In fact, Arran Chemical Company is a named manufacturer of key building blocks that go into 33 different commercial drugs, ranging from products that are used to treat hypertension, cardiovascular problems, renal problems and epilepsy among others.

The products from Arran Chemicals are then shipped to the customer to make the final drug.

Arran exports 99% of its product and, as Martin McCabe explained, the company is registered on the master files submitted to regulators for these drugs – something which required significant effort to achieve and of which Arran is understandably proud.

It means too, as Prof Moody explained, the processes at Arran have to pass the scrutiny of the customer.

Mr McCabe confirmed: “We are working with all the big players in the pharmaceutical sector, many, many well-known names.”

As well as life-changing pharmaceutical products, Arran also helps in the production of significant products in the healthcare sector, including manufacturing fragrances used in five or six “high-end perfumes”.

Professor Moody said it makes flavours that go into coffee, coffee enhancers that are shipped into the United States, and key elements that are used in disposable contact lenses.

Almac Group's Vice President of Technology and Commercialisation Professor Tom Moody Photo by Food Photography by Geoff Telford

“We make people smell good, we make people see and we help people have a good quality of life with the medicines we help to support.”

A significant part of the company's future is a new drug by Alcresta Therapeutics which involved Arran bringing the product from zero to commercialisation in 18 months.

The Alcresta Therapeutics product is a medical device that's used to hydrolyse food outside of the body which allows patients to easier digest food and put on weight.

Mr McCabe said it could be used for premature babies that might be lacking the enzyme which performs digestion and enables the digestion to take place before the food enters the body.

Arran has also been involved in the fight against Covid, said Prof. Moody. “We've been a significant manufacturer of building blocks that are going into medicinal Covid treatments.

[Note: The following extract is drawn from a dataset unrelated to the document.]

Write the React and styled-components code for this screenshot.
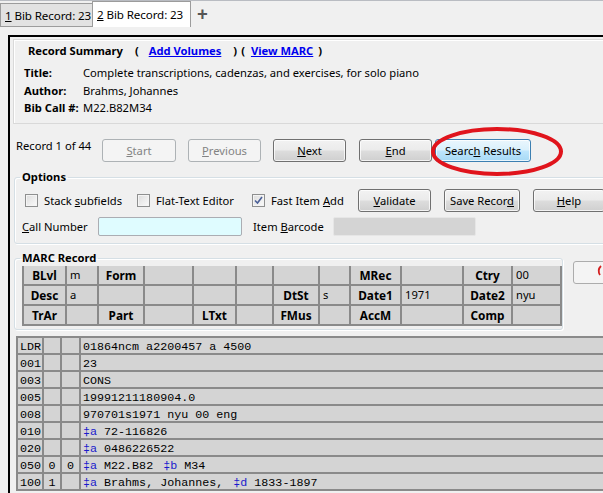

“We are actually a named manufacturer of an oral drug that's going to be launched by one of the big players. We will have made 20 metric tonnes of this key building block by the summer of this year.”

It is also involved in the production of a new treatment for insomnia.

Arran Chemical Company was named on an environmental action list for a number of years by the Environmental Protection Agency (EPA) and was prosecuted last year for failing to comply with conditions attached to its then EPA licence.

The company came off the list in the middle of 2021, following a €4m investment in its abatement systems, which are now operational.

“We did the €4m investment and our new [EPA] licence is through and fully operational and we are compliant,” Prof. Moody commented.

The company also recently completed work on a new distillation unit and batching unit, which should be operational before Easter.

In recent times, the company has focused attentions on enzymatic chemistry.

“What we have been doing over the last five years is developing new technology, using enzymatic technology. This is green, renewable and environmentally-friendly technology where we are doing chemical process in water rather than in solvent,” he explained.

The move is designed to future proof the company and to beat off competition from Asia, where traditional chemistry methods are more regularly deployed.

“The work that we have done in the last five years set us in a very great place for the next five years and for future expansion,” Prof. Moody concluded.